Subscript operator can work over an expression as well as a variable name, for example:

`Sum(Y, J)[K = 2]`

gives the slice of the sum of `Y`

over index `J`

for which `K = 2`

. It is equivalent to:

`Sum(Y[K = 2], J)`

If no element of «I» matches the value of «v» for subscript, it returns Null and a warning message (unless turned you turn off that warning).

## Naming Indexes

In Analytica, you must name the Index(es) over which you are subscripting, e.g.

`X[I = 1, J = 'B']`

Other computer languages don't expect names in subscripts. They require you to list the indexes in the sequence used in their internal array representation:

`X[1, 'B']`

The advantages of identifying indexes by name, as in Analytica, include:

- you don't need to know or care about the sequence of the indexes in the array representation -- unlike spreadsheets, and most general languages, which need to you to know which index refers to rows, columns, or higher dimensions. In Analytica, it is your choice when displaying an array which index to show over the rows and columns; not something inherent in the underlying representation.
- you can list Index(es) in any sequence, ignoring any other Index(es) that the array may have. As you develop an Analytica model, or perform scenario or sensitivity analysis, it is common to add further indexes. Expressions using subscripts with named indexes are robust to such changes in the model, unlike conventional languages in which they break.
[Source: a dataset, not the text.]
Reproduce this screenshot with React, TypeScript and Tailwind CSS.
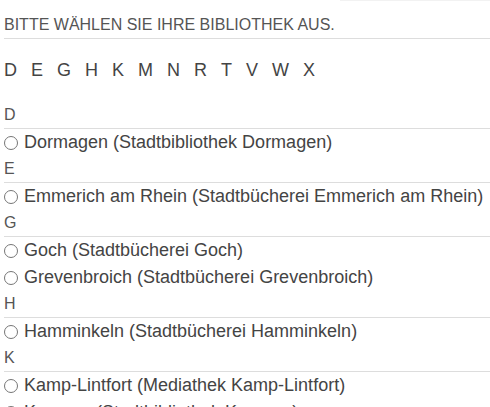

Naming indexes in subscripts is similar to the named parameter syntax available in Analytica for calling functions: You can specify names for each parameter and don't need to worry about their sequence or omitting unneeded optional parameters -- e.g.

`FindInText(', ', text: X, caseInsensitive: True, repeat: True)`

The difference is that naming indexes in subscripts is required, where naming parameters in function calls is optional as long as you insert all parameters in the standard sequence.

## Implicit Indexing -- subscripting over an irrelevant index

If you Subscript (or Slice) an array «X» over an Index «I» that is not actually an index of «X», it simply returns the value of «X» unchanged. This is with Analytica's fundamental principle of of implicit indexing: If «X» is not explicitly indexed by Index «I», it is assumed to have the same value for each value of «I».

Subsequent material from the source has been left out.